Rétention des certificats du SC : la résistance s’organise

 

Pas de paiement = pas de certificats. La décision du ministère de l’Éducation semble être sans appel. Chez les élèves, les parents et les syndicalistes, la colère gronde. «Confisquer les certificats des élèves contre paiement est inacceptable», s’insurge Yahya Paraouty. Pour le syndicaliste, il s’agit d’une décision sans fondement, qui met en péril l’avenir du principal concerné. «À la base, nous n’étions déjà pas d’accord avec cette décision. Maintenant, ils ne veulent pas remettre les certificats ? C’est la propriété de l’élève. Les parents ont pris l’engagement de payer et ne l’ont pas fait, d’accord. Que le ministère les poursuivent pour cela mais il n’est pas question d’hypothéquer l’avenir de ces jeunes alors que les inscriptions pour l’université commencent.» 

 

L’UPSEE envisage de lancer une injonction ou un judicial review, demain. Il veut aussi mettre sur pied une plateforme avec d’autres syndicats et ONG pour contester et renverser la décision du ministère de l’Éducation. Une plainte à la Human Rights Commission est également envisagée. 

 

D’autres, comme Soondress Sawmynaden, contestent le fait qu’aucune correspondance du ministère ne faisait mention de cette condition. Selon lui, le formulaire signé par les parents faisait uniquement état de leur engagement de rembourser les frais d’examens. Déplorant la façon de faire de la ministre et du Mauritius Examination Syndicate (MES), il se demande si une telle action est bien légale. «Nous avons l’impression que c’est une décision qui a été tenue secrète. Nous sommes à la veille des admissions universitaires. C’est très grave.
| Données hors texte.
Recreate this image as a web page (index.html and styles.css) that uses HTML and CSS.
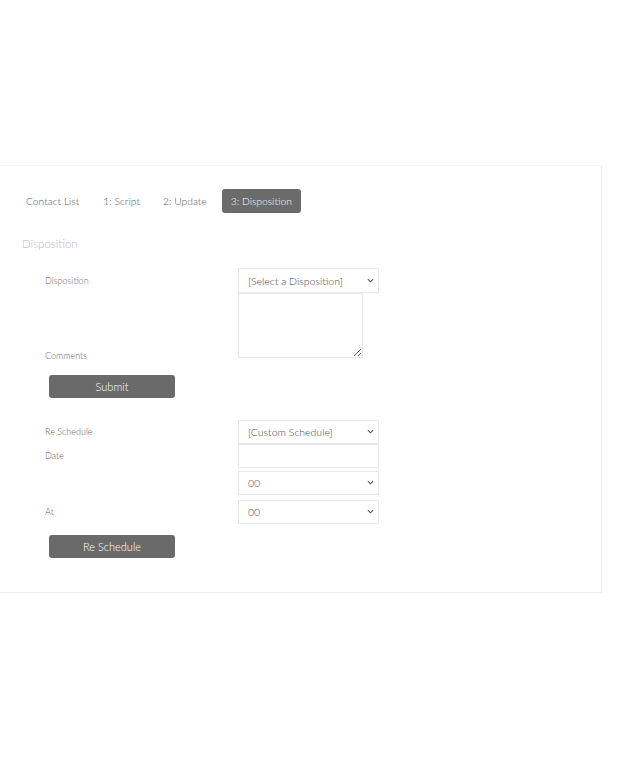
FILE: index.html
```html
<!DOCTYPE html>
<html>
<head>
<meta charset="utf-8">
<link rel="stylesheet" href="styles.css">
</head>
<body>
<div class="card">
  <nav class="tabs">
    <a class="tab">Contact List</a>
    <a class="tab">1: Script</a>
    <a class="tab">2: Update</a>
    <a class="tab active">3: Disposition</a>
  </nav>
  <h2 class="section-title">Disposition</h2>
  <form class="form">
    <div class="row">
      <label class="label">Disposition</label>
      <div class="select-wrap">
        <select class="select"><option>[Select a Disposition]</option></select>
        <svg class="chev" viewBox="0 0 8 5" width="7" height="5"><path d="M1 1l3 3 3-3" fill="none" stroke="#555" stroke-width="1.3"/></svg>
      </div>
    </div>
    <div class="row row-end">
      <label class="label">Comments</label>
      <textarea class="textarea"></textarea>
    </div>
    <button type="button" class="btn btn-submit">Submit</button>

    <div class="row row-resched">
      <label class="label">Re Schedule</label>
      <div class="select-wrap">
        <select class="select select-short"><option>[Custom Schedule]</option></select>
        <svg class="chev" viewBox="0 0 8 5" width="7" height="5"><path d="M1 1l3 3 3-3" fill="none" stroke="#555" stroke-width="1.3"/></svg>
      </div>
    </div>
    <div class="row">
      <label class="label">Date</label>
      <input class="input" type="text">
    </div>
    <div class="row row-hour">
      <span class="label"></span>
      <div class="select-wrap">
        <select class="select select-short"><option>00</option></select>
        <svg class="chev" viewBox="0 0 8 5" width="7" height="5"><path d="M1 1l3 3 3-3" fill="none" stroke="#555" stroke-width="1.3"/></svg>
      </div>
    </div>
    <div class="row row-min">
      <label class="label">At</label>
      <div class="select-wrap">
        <select class="select select-short"><option>00</option></select>
        <svg class="chev" viewBox="0 0 8 5" width="7" height="5"><path d="M1 1l3 3 3-3" fill="none" stroke="#555" stroke-width="1.3"/></svg>
      </div>
    </div>
    <button type="button" class="btn btn-resched">Re Schedule</button>
  </form>
</div>
</body>
</html>
```
FILE: styles.css
```css
html, body {
  margin: 0;
  padding: 0;
  background: #fff;
}
body {
  font-family: Lato, "Open Sans", sans-serif;
  color: #555;
}
.card {
  margin-top: 165px;
  width: 602px;
  height: 428px;
  box-sizing: border-box;
  border: 1px solid #ececec;
  border-left: none;
  border-top-color: #f6f6f6;
  box-shadow: 0 1px 2px rgba(0,0,0,0.05);
  padding: 23px 0 0 18px;
}
.tabs {
  display: flex;
  gap: 7px;
  align-items: center;
}
.tab {
  display: block;
  font-size: 10.3px;
  font-weight: 300;
  line-height: 24px;
  height: 24px;
  padding: 0 8px;
  color: #555;
  border-radius: 3px;
}
.tab:first-child {
  margin-right: 1px;
}
.tab.active {
  background: #6b6b6b;
  color: #fff;
  padding: 0 9px;
}
.section-title {
  margin: 23px 0 0 4px;
  font-size: 11.5px;
  line-height: 16px;
  font-weight: 300;
  color: #bbb;
}
.form {
  margin: 16px 0 0 27px;
  display: flex;
  flex-direction: column;
  align-items: flex-start;
}
.row {
  display: grid;
  grid-template-columns: 193px 141px;
  align-items: center;
}
.row-end {
  align-items: end;
}
.label {
  font-size: 9px;
  font-weight: 300;
  color: #666;
  line-height: 14px;
}
.row-end .label {
  margin-bottom: -5px;
}
.select-wrap {
  position: relative;
  width: 141px;
}
.select {
  appearance: none;
  -webkit-appearance: none;
  display: block;
  width: 141px;
  height: 25px;
  box-sizing: border-box;
  border: 1px solid #e8e8e8;
  border-radius: 0;
  background: #fff;
  padding: 0 20px 0 9px;
  font-family: Lato, "Open Sans", sans-serif;
  font-size: 10.5px;
  font-weight: 300;
  color: #444;
}
.select-short {
  height: 24px;
}
.chev {
  position: absolute;
  right: 5px;
  top: 10px;
}
.select-short + .chev {
  top: 9px;
}
.textarea {
  display: block;
  width: 125px;
  height: 65px;
  box-sizing: border-box;
  border: 1px solid #e8e8e8;
  border-radius: 0;
  resize: both;
  margin: 0;
  font-family: Lato, sans-serif;
}
.input {
  display: block;
  width: 141px;
  height: 24px;
  box-sizing: border-box;
  border: 1px solid #e8e8e8;
  border-radius: 0;
  margin: 0;
  padding: 0 9px;
}
.btn {
  width: 126px;
  height: 23px;
  margin-left: 4px;
  border: none;
  border-radius: 3px;
  background: #6a6a6a;
  color: #fff;
  font-family: Lato, sans-serif;
  font-size: 11px;
  font-weight: 300;
  padding: 0;
}
.btn-submit {
  margin-top: 17px;
}
.row-resched {
  margin-top: 22px;
}
.row-hour {
  margin-top: 3px;
}
.row-min {
  margin-top: 5px;
}
.btn-resched {
  margin-top: 11px;
}
```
Que le MES poursuivre les parents au civil mais ne mettez pas en danger l’avenir
des enfants !»

 

Si Vikash Ramdonee trouve que cette nouvelle condition a été faite dans l’empressement, il fait ressortir que les parents étaient au courant qu’ils devaient absolument payer les frais d’examens de leurs enfants depuis plus d’un an : «On sympathise avec ceux qui ne peuvent vraiment pas payer mais il faut respecter les règlements établis par le ministère, sinon, ce sera le chaos. Il faut être responsable.»